* [Information provided]:
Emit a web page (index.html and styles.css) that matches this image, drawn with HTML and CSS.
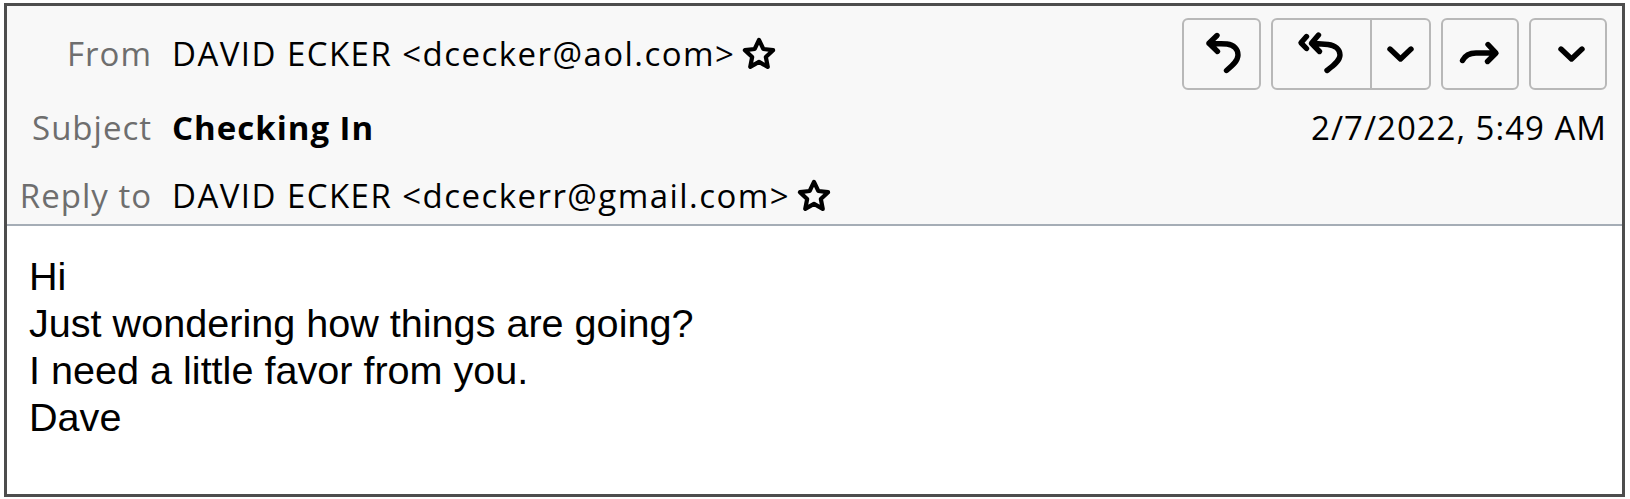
FILE: index.html
```html
<!DOCTYPE html>
<html lang="en">
<head>
<meta charset="utf-8">
<title>Message</title>
<link rel="stylesheet" href="styles.css">
</head>
<body>
<div class="msg">
  <div class="header">
    <div class="row row-top">
      <span class="label">From</span>
      <span class="value">DAVID ECKER &lt;dcecker@aol.com&gt;</span>
      <svg class="star" width="36" height="36" viewBox="0 0 24 24"><path d="M12 2.6l2.85 6.05 6.55.8-4.85 4.55 1.3 6.55L12 17.3l-5.85 3.25 1.3-6.55L2.6 9.45l6.55-.8z"/></svg>
      <div class="actions">
        <div class="btn btn-reply">
          <svg width="75" height="68" viewBox="2 2 75 68"><path d="M35 17.5 L27 25.3 L35.5 33.5 M27 25.3 L45 26 C52 27 56 31 56 37 C56 43 50 48 44.5 52.5"/></svg>
        </div>
        <div class="btn btn-split">
          <div class="part part-main">
            <svg width="97" height="68" viewBox="2 2 97 68"><path d="M35.5 18.5 L30 24.8 L35.5 30.5 M47.5 17 L40.5 25.3 L48.5 33.5 M40.5 25.3 L57 26.5 C64.5 27.5 69 31.5 69 37 C69 43 62 48 56 52.5"/></svg>
          </div>
          <div class="part part-menu">
            <svg width="57" height="68" viewBox="101 2 57 68"><path d="M119 31 L129.5 41 L140 31"/></svg>
          </div>
        </div>
        <div class="btn btn-forward">
          <svg width="73" height="68" viewBox="2 2 73 68"><path d="M21.5 42.5 C24 37.5 28 35 35 35 H54.5 M47 26.5 L55 35 L46.5 43.5"/></svg>
        </div>
        <div class="btn btn-more">
          <svg width="73" height="68" viewBox="2 2 73 68"><path d="M32 31 L42.5 41 L53 31"/></svg>
        </div>
      </div>
    </div>
    <div class="row row-subject">
      <span class="label">Subject</span>
      <span class="value subject">Checking In</span>
      <span class="date">2/7/2022, 5:49 AM</span>
    </div>
    <div class="row row-reply">
      <span class="label">Reply to</span>
      <span class="value">DAVID ECKER &lt;dceckerr@gmail.com&gt;</span>
      <svg class="star" width="36" height="36" viewBox="0 0 24 24"><path d="M12 2.6l2.85 6.05 6.55.8-4.85 4.55 1.3 6.55L12 17.3l-5.85 3.25 1.3-6.55L2.6 9.45l6.55-.8z"/></svg>
    </div>
  </div>
  <div class="body">
    <div class="line">Hi</div>
    <div class="line">Just wondering how things are going?</div>
    <div class="line">I need a little favor from you.</div>
    <div class="line">Dave</div>
  </div>
</div>
</body>
</html>
```

FILE: styles.css
```css
html, body {
  margin: 0;
  padding: 0;
  background: #ffffff;
}

.msg {
  margin: 3px 0 0 4px;
  width: 1621px;
  height: 494px;
  box-sizing: border-box;
  border: 3px solid #4d4d4d;
  display: flex;
  flex-direction: column;
  background: #ffffff;
}

.header {
  box-sizing: border-box;
  height: 220px;
  background: #f8f8f8;
  border-bottom: 2px solid #a5adb6;
  padding: 12px 15px 6px 0;
  font-family: "Open Sans", "Noto Sans", sans-serif;
  font-size: 33px;
  letter-spacing: 1.45px;
  color: #000000;
}

.row {
  display: flex;
  align-items: center;
  line-height: 44px;
  height: 44px;
}

.row-top {
  height: 72px;
}

.row-subject {
  margin-top: 16px;
}

.row-reply {
  margin-top: 24px;
}

.label {
  width: 145px;
  flex: none;
  text-align: right;
  color: #6e6e6e;
  letter-spacing: 1px;
}

.value {
  margin-left: 20px;
  white-space: nowrap;
}

.subject {
  font-weight: 700;
  letter-spacing: 1px;
}

.star {
  flex: none;
  margin-left: 6px;
  fill: none;
  stroke: #000000;
  stroke-width: 2.8;
  stroke-linejoin: round;
}

.date {
  margin-left: auto;
  white-space: nowrap;
  letter-spacing: 1px;
}

.actions {
  margin-left: auto;
  display: flex;
  gap: 10px;
  height: 72px;
}

.btn {
  box-sizing: border-box;
  height: 72px;
  border: 2px solid #b8b8b8;
  border-radius: 6px;
  background: #f8f8f8;
  display: flex;
}

.btn svg {
  display: block;
  fill: none;
  stroke: #000000;
  stroke-width: 5.4;
  stroke-linecap: round;
  stroke-linejoin: round;
}

.btn-reply {
  width: 79px;
}

.btn-split {
  width: 160px;
}

.part-main {
  width: 97px;
}

.part-menu {
  width: 57px;
  border-left: 2px solid #b8b8b8;
}

.btn-forward,
.btn-more {
  width: 78px;
}

.body {
  flex: 1;
  padding: 27px 0 0 22px;
  font-family: "Liberation Sans", Arial, sans-serif;
  font-size: 39.6px;
  line-height: 47px;
  color: #000000;
}
```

* [What this task involves]: Leave out the pictures and give the listing above again exactly.

* [Response to the exercise]:
Emit a web page (index.html and styles.css) that matches this image, drawn with HTML and CSS.
FILE: index.html
```html
<!DOCTYPE html>
<html lang="en">
<head>
<meta charset="utf-8">
<title>Message</title>
<link rel="stylesheet" href="styles.css">
</head>
<body>
<div class="msg">
  <div class="header">
    <div class="row row-top">
      <span class="label">From</span>
      <span class="value">DAVID ECKER &lt;dcecker@aol.com&gt;</span>
      <svg class="star" width="36" height="36" viewBox="0 0 24 24"><path d="M12 2.6l2.85 6.05 6.55.8-4.85 4.55 1.3 6.55L12 17.3l-5.85 3.25 1.3-6.55L2.6 9.45l6.55-.8z"/></svg>
      <div class="actions">
        <div class="btn btn-reply">
          <svg width="75" height="68" viewBox="2 2 75 68"><path d="M35 17.5 L27 25.3 L35.5 33.5 M27 25.3 L45 26 C52 27 56 31 56 37 C56 43 50 48 44.5 52.5"/></svg>
        </div>
        <div class="btn btn-split">
          <div class="part part-main">
            <svg width="97" height="68" viewBox="2 2 97 68"><path d="M35.5 18.5 L30 24.8 L35.5 30.5 M47.5 17 L40.5 25.3 L48.5 33.5 M40.5 25.3 L57 26.5 C64.5 27.5 69 31.5 69 37 C69 43 62 48 56 52.5"/></svg>
          </div>
          <div class="part part-menu">
            <svg width="57" height="68" viewBox="101 2 57 68"><path d="M119 31 L129.5 41 L140 31"/></svg>
          </div>
        </div>
        <div class="btn btn-forward">
          <svg width="73" height="68" viewBox="2 2 73 68"><path d="M21.5 42.5 C24 37.5 28 35 35 35 H54.5 M47 26.5 L55 35 L46.5 43.5"/></svg>
        </div>
        <div class="btn btn-more">
          <svg width="73" height="68" viewBox="2 2 73 68"><path d="M32 31 L42.5 41 L53 31"/></svg>
        </div>
      </div>
    </div>
    <div class="row row-subject">
      <span class="label">Subject</span>
      <span class="value subject">Checking In</span>
      <span class="date">2/7/2022, 5:49 AM</span>
    </div>
    <div class="row row-reply">
      <span class="label">Reply to</span>
      <span class="value">DAVID ECKER &lt;dceckerr@gmail.com&gt;</span>
      <svg class="star" width="36" height="36" viewBox="0 0 24 24"><path d="M12 2.6l2.85 6.05 6.55.8-4.85 4.55 1.3 6.55L12 17.3l-5.85 3.25 1.3-6.55L2.6 9.45l6.55-.8z"/></svg>
    </div>
  </div>
  <div class="body">
    <div class="line">Hi</div>
    <div class="line">Just wondering how things are going?</div>
    <div class="line">I need a little favor from you.</div>
    <div class="line">Dave</div>
  </div>
</div>
</body>
</html>
```

FILE: styles.css
```css
html, body {
  margin: 0;
  padding: 0;
  background: #ffffff;
}

.msg {
  margin: 3px 0 0 4px;
  width: 1621px;
  height: 494px;
  box-sizing: border-box;
  border: 3px solid #4d4d4d;
  display: flex;
  flex-direction: column;
  background: #ffffff;
}

.header {
  box-sizing: border-box;
  height: 220px;
  background: #f8f8f8;
  border-bottom: 2px solid #a5adb6;
  padding: 12px 15px 6px 0;
  font-family: "Open Sans", "Noto Sans", sans-serif;
  font-size: 33px;
  letter-spacing: 1.45px;
  color: #000000;
}

.row {
  display: flex;
  align-items: center;
  line-height: 44px;
  height: 44px;
}

.row-top {
  height: 72px;
}

.row-subject {
  margin-top: 16px;
}

.row-reply {
  margin-top: 24px;
}

.label {
  width: 145px;
  flex: none;
  text-align: right;
  color: #6e6e6e;
  letter-spacing: 1px;
}

.value {
  margin-left: 20px;
  white-space: nowrap;
}

.subject {
  font-weight: 700;
  letter-spacing: 1px;
}

.star {
  flex: none;
  margin-left: 6px;
  fill: none;
  stroke: #000000;
  stroke-width: 2.8;
  stroke-linejoin: round;
}

.date {
  margin-left: auto;
  white-space: nowrap;
  letter-spacing: 1px;
}

.actions {
  margin-left: auto;
  display: flex;
  gap: 10px;
  height: 72px;
}

.btn {
  box-sizing: border-box;
  height: 72px;
  border: 2px solid #b8b8b8;
  border-radius: 6px;
  background: #f8f8f8;
  display: flex;
}

.btn svg {
  display: block;
  fill: none;
  stroke: #000000;
  stroke-width: 5.4;
  stroke-linecap: round;
  stroke-linejoin: round;
}

.btn-reply {
  width: 79px;
}

.btn-split {
  width: 160px;
}

.part-main {
  width: 97px;
}

.part-menu {
  width: 57px;
  border-left: 2px solid #b8b8b8;
}

.btn-forward,
.btn-more {
  width: 78px;
}

.body {
  flex: 1;
  padding: 27px 0 0 22px;
  font-family: "Liberation Sans", Arial, sans-serif;
  font-size: 39.6px;
  line-height: 47px;
  color: #000000;
}
```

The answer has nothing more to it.